OlmOCR: Open-source tool to extract plain text from PDFs
9 comments
·February 25, 2025TZubiri
It's amazing how of these solutions exist.
Such a hard problem that we create for ourselves.
zitterbewegung
Would like to know how this compares to https://github.com/tesseract-ocr/tesseract
rahimnathwani
Tesseract is multilingual.
Tesseract extracts all text from doc, without trying to fix reading order.
Tesseract runs in many more places, as it doesn't require a GPU.
Tesseract's pure text output tends to have a lot of extra bits, e.g. bits of text that appear in diagrams. Good as a starting point and fine for most downstream tasks.
jesuslop
and mathpix
rahimnathwani
Wow. The Mathpix mobile app has support for reading two column PDFs as a single column.
You can't run it locally, though, right?
kergonath
> The Mathpix mobile app has support for reading two column PDFs as a single column.
Mathpix is what gave the best results when I tried a whole bunch of OCR solutions on technical PDFs (multi-column with diagrams, figures and equations). It is brilliant.
> You can't run it locally, though, right?
Unfortunately, no. Which is a shame because I also have confidential documents to OCR and there is no way I put them on someone else’s cloud.
xz18r
Why exactly does this need to be AI? OCR was a thing way before the boom and works pretty fine, usually. Seems like overkill.
rahimnathwani
Look at pages 18-20 of the technical report. I don't know of any non-AI OCR that can do as good a job as that.
Good:
- no cloud service required, can run on local Nvidia GPU
- outputs a single stream of text with the correct reading order (even for multi column PDF)

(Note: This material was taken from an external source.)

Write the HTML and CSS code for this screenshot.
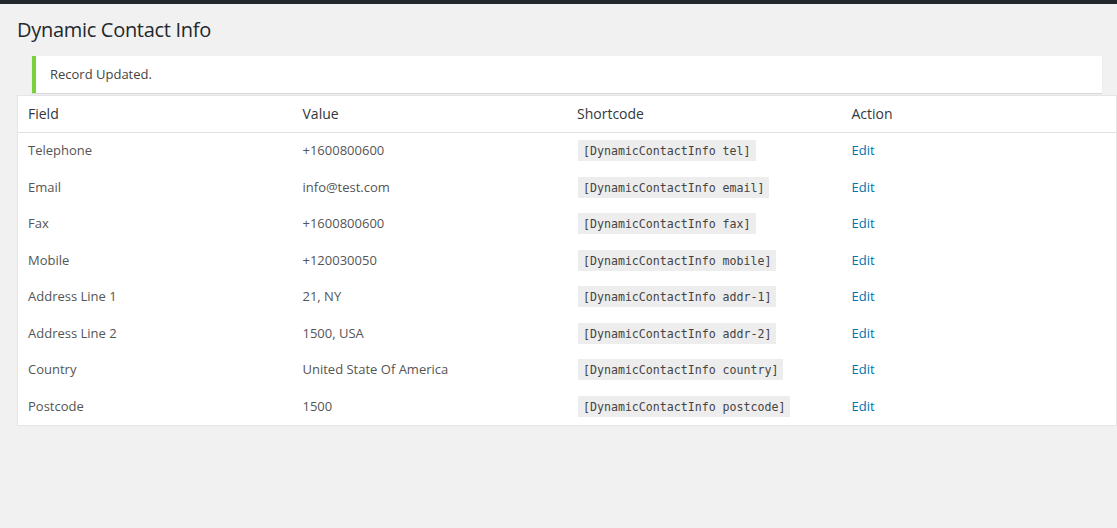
FILE: index.html
```html
<!DOCTYPE html>
<html>
<head>
<meta charset="utf-8">
<title>Dynamic Contact Info</title>
<link rel="stylesheet" href="styles.css">
</head>
<body>
<div class="adminbar"></div>
<div class="wrap">
  <h1 class="page-title">Dynamic Contact Info</h1>
  <div class="notice"><p>Record Updated.</p></div>
  <table class="widefat">
    <thead>
      <tr><th>Field</th><th>Value</th><th>Shortcode</th><th>Action</th></tr>
    </thead>
    <tbody>
      <tr><td>Telephone</td><td>+1600800600</td><td><code>[DynamicContactInfo tel]</code></td><td><a href="#">Edit</a></td></tr>
      <tr><td>Email</td><td>info@test.com</td><td><code>[DynamicContactInfo email]</code></td><td><a href="#">Edit</a></td></tr>
      <tr><td>Fax</td><td>+1600800600</td><td><code>[DynamicContactInfo fax]</code></td><td><a href="#">Edit</a></td></tr>
      <tr><td>Mobile</td><td>+120030050</td><td><code>[DynamicContactInfo mobile]</code></td><td><a href="#">Edit</a></td></tr>
      <tr><td>Address Line 1</td><td>21, NY</td><td><code>[DynamicContactInfo addr-1]</code></td><td><a href="#">Edit</a></td></tr>
      <tr><td>Address Line 2</td><td>1500, USA</td><td><code>[DynamicContactInfo addr-2]</code></td><td><a href="#">Edit</a></td></tr>
      <tr><td>Country</td><td>United State Of America</td><td><code>[DynamicContactInfo country]</code></td><td><a href="#">Edit</a></td></tr>
      <tr><td>Postcode</td><td>1500</td><td><code>[DynamicContactInfo postcode]</code></td><td><a href="#">Edit</a></td></tr>
    </tbody>
  </table>
</div>
</body>
</html>
```

FILE: styles.css
```css
html, body {
  margin: 0;
  padding: 0;
}
body {
  background: #f1f1f1;
  color: #444;
  font-family: "Open Sans", "Noto Sans", sans-serif;
  font-size: 13px;
  line-height: 1.4em;
}
.adminbar {
  height: 4px;
  background: #23282d;
}
.wrap {
  padding-left: 17px;
}
.page-title {
  margin: 11px 0 12px;
  font-size: 20px;
  letter-spacing: -0.3px;
  font-weight: 400;
  line-height: 29px;
  color: #23282d;
}
.notice {
  margin: 0 15px 2px;
  background: #fff;
  border-left: 4px solid #7ad03a;
  box-shadow: 0 1px 1px rgba(0, 0, 0, 0.1);
  padding: 9px 14px;
}
.notice p {
  margin: 0;
  font-size: 13px;
  line-height: 19px;
  color: #444;
}
.widefat {
  width: 100%;
  margin-top: 0;
  border: 1px solid #e5e5e5;
  border-spacing: 0;
  background: #fff;
  box-shadow: 0 1px 1px rgba(0, 0, 0, 0.04);
  table-layout: fixed;
}
.widefat th {
  text-align: left;
  font-weight: 400;
  font-size: 14px;
  line-height: 20px;
  color: #32373c;
  padding: 8px 10px;
  border-bottom: 1px solid #e1e1e1;
}
.widefat td {
  font-size: 13px;
  line-height: 20px;
  color: #555;
  padding: 7px 10px 9.5px;
  vertical-align: top;
}
.widefat code {
  font-family: "DejaVu Sans Mono", "Liberation Mono", monospace;
  font-size: 11.6px;
  line-height: 16px;
  background: #ededed;
  color: #444;
  padding: 4px 5px 3px;
  margin: 0 1px;
}
.widefat a {
  color: #0073aa;
  text-decoration: none;
}
```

- recognizes handwriting and stuff
Bad:
- doesn't seem to extract the text within diagrams (which I guess is fine because that text would be useless to an LLM)
OP is the demo page, which lets you OCR 10 pages.
The code needs an Nvidia GPU to run: https://github.com/allenai/olmocr
Not sure if the VRAM requirements because I haven't tried running locally yet.